Late last year, Comcast — the nation’s largest cable provider and second largest Internet service provider — inked a deal taking over NBC Universal, the parent company of MSNBC. Comcast moved swiftly to reshuffle MSNBC’s top staff. On September 26th of this year, Comcast announced perhaps the most dramatic shift, replacing longtime MSNBC chief Jeff Zucker with Comcast executive Steve Burke [Updated: The shift from Zucker to Burke has not taken place yet — Burke will preside over MSNBC once the Comcast merger is complete. We have been informed that no Comcast officials are currently involved in the decisions of NBC or MSNBC.]. Burke has given generous amounts to both parties — providing cash to outgoing Sen. Arlen Specter (D-PA) as well as to Rep. Eric Cantor (R-VA) and other top Republicans. But as Public Citizen has noted, Burke has deep ties to the Republican Party. Public Citizen’s report reveals that Burke served as a key fundraiser to President George Bush, and even served on Bush’s Council of Advisers on Science and Technology:
Comcast — the country’s largest provider of cable TV and broadband Internet services — has increased its political giving along with its mergers and acquisitions. CEO Brian Roberts was a co-chairman of the host committee at the 2000 Republican Convention. Comcast Cable President Stephen Burke has raised at least $200,000 for Bush’s re-election campaign. […] Comcast’s political giving has increased along with its mergers and acquisitions. The company was a “platinum sponsor” at the 2000 GOP convention, and Roberts was a co-chairman of the host committee at the Philadelphia event. Burke was appointed to the President’s Council of Advisers on Science and Technology in 2002.
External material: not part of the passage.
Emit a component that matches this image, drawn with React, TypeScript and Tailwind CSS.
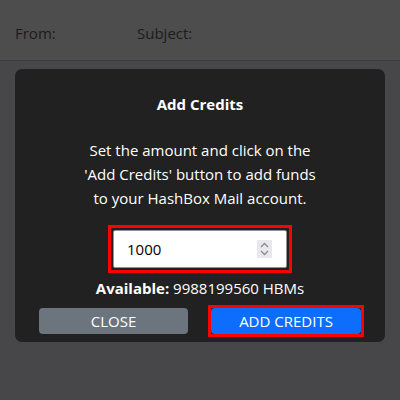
import { useState } from "react";

const font = { fontFamily: '"Open Sans", "Noto Sans", sans-serif' };

const Spinner = () => (
  <div className="flex h-[18px] w-[17px] flex-col items-center justify-center bg-[#e9e9ed]">
    <svg width="9" height="14" viewBox="0 0 9 14" fill="none" stroke="#8a8a90" strokeWidth="1.3">
      <path d="M1 5 L4.5 1.5 L8 5" />
      <path d="M1 9 L4.5 12.5 L8 9" />
    </svg>
  </div>
);

const App = () => {
  const [amount, setAmount] = useState("1000");

  return (
    <div className="flex h-[400px] w-[400px] flex-col bg-[#47474a] text-[15px]" style={font}>
      <header className="flex h-[61px] items-center border-b border-[#3d3d3f] bg-[#4d4d4d] px-[15px] pt-[6px] text-[#1c1c1c]">
        <span className="w-[122px]">From:</span>
        <span>Subject:</span>
      </header>

      <div className="mx-[15px] mt-[8px] flex h-[273px] flex-col items-center rounded-[7px] bg-[#212121] px-[24px] pt-[24px] text-white">
        <h2 className="text-[15px] font-bold leading-[22px]">Add Credits</h2>

        <p className="mt-[23px] text-center text-[15px] leading-[24px]">
          Set the amount and click on the
          <br />
          'Add Credits' button to add funds
          <br />
          to your HashBox Mail account.
        </p>

        <div className="mt-[15px] border-[3px] border-[#ff0000] p-[2px]">
          <div className="flex h-[38px] w-[174px] items-center rounded-[2px] border border-[#8f8f9d] bg-white pl-[13px] pr-[14px]">
            <input
              type="text"
              value={amount}
              onChange={(e) => setAmount(e.target.value)}
              className="w-full bg-transparent text-[15px] text-black outline-none"
              style={font}
            />
            <Spinner />
          </div>
        </div>

        <div className="mt-[4px] text-[15px] leading-[22px]">
          <span className="font-bold">Available:</span> 9988199560 HBMs
        </div>

        <div className="mt-[6px] flex w-full items-center justify-between pr-[-3px]">
          <button className="h-[26px] w-[149px] rounded-[4px] bg-[#6c757d] text-[15px] text-white">
            CLOSE
          </button>
          <div className="mr-[-3px] border-[3px] border-[#ff0000]">
            <button className="block h-[26px] w-[150px] rounded-[4px] bg-[#0d6efd] text-[15px] text-white">
              ADD CREDITS
            </button>
          </div>
        </div>
      </div>
    </div>
  );
};

export default App;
Why would Comcast be interested in silencing progressive voices? Historically, Comcast has boosted its profits by buying up various telecommunication and media content companies — instead of providing faster Internet or better services (overall, American broadband services are far slower than in many industrialized nations). Many of these mergers, as Public Citizen and Free Press have reported, have been allowed by regulators because of Comcast’s considerable political muscle. Comcast’s latest regulatory battle has been to oppose Net Neutrality — a rule allowing a free and open Internet — because the company would prefer to have customers pay for preferred online content.
Olbermann has been a strong voice in favor of a free and open Internet. Republicans, on the other hand, have supported the telecommunication industry’s push to radically change the Internet so corporate content producers have the upper hand over start-ups like blogs, independent media, small businesses, etc. As Reuters has reported, the incoming Republican Congress has signaled that it will vigorously side with companies like Comcast against an open Internet.
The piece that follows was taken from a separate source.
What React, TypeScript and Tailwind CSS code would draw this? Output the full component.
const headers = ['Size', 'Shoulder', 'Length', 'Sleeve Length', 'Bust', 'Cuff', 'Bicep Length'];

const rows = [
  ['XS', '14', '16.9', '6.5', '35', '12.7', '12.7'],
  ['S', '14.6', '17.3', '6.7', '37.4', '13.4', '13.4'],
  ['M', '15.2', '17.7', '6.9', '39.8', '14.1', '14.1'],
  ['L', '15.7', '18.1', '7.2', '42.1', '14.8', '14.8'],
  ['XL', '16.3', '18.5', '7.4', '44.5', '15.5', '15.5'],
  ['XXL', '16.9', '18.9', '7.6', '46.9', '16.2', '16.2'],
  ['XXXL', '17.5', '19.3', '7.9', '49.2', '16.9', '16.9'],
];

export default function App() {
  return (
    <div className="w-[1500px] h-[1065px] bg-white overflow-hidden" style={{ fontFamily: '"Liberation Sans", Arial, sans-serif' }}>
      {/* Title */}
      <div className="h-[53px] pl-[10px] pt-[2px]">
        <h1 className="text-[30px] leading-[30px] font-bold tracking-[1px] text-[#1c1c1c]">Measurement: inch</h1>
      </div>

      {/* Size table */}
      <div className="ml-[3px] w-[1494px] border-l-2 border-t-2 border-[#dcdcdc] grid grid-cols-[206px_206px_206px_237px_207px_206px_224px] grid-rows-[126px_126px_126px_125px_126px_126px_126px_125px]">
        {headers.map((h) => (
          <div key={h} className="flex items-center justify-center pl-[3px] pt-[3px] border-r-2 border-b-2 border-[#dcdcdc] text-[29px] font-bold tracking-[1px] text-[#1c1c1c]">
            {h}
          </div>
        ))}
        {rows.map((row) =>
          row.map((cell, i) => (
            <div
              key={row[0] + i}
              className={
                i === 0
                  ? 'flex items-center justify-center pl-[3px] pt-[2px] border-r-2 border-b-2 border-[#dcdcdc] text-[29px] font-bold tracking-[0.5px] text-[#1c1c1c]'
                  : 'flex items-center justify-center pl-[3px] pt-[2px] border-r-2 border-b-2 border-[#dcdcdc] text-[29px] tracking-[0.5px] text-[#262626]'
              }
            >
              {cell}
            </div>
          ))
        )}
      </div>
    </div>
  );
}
It is not clear why MSNBC has selectively suspended Olbermann indefinitely without pay — but the move showcases the limits of the corporate media. While modern technology has created a seeming multitude of entertainment and television choices, the reality of corporate media consolidation has resulted in fewer investigative news options and less voices in the media with a critical perspective on powerful business interests. Olbermann has stood out as a voice for working people in a media universe dominated by “reality television” and business lobbyists posing as political pundits. It is unfortunate that Comcast and MSNBC have chosen to suspend him. [Update: Comcast has no formal control over MSNBC yet, but will once the merger is complete in the coming months.]
Earlier this year, the New York Times reported that Comcast CEO Brian Roberts tacitly acknowledged that he would be open to interfering with the editorial content of MSNBC shows and with hosts like Keith Olbermann:
Comcast is in line to acquire control of NBC Universal, once regulators sign off on the $30 billion deal. Mr. Chernin asked Mr. Roberts how he planned to handle daily editorial control of such an immense news operation. “Are you saying that you’ll never interfere?” he asked. Mr. Roberts blanched slightly at the question, which included a hypothetical situation that had Keith Olbermann, an MSNBC host, attacking a couple of Republican congressmen just as the approvals were being finished. “Let’s have that conversation in six months or 12 months,” Mr. Roberts said.
,Media Matter’s Eric Hananoki notes that MSNBC host Joe Scarborough gave a local Alabama Republican candidate $5,000 as recently as this year, and CNBC host Larry Kudlow donated $1,000 to Republican Chris Shays in May of 2009. Indeed, Kudlow also serves on the Leadership Council to the Club for Growth, a group that has donated over $2 million to Republican candidates this year. Do NBC ethics rules apply to Scarborough, Pat Buchanan, Kudlow, or other conservatives working for the media company? As Greg Sargent reported, a close reading of the NBC ethics rules suggest that the political donation standards do not even apply to opinionated hosts like Olbermann.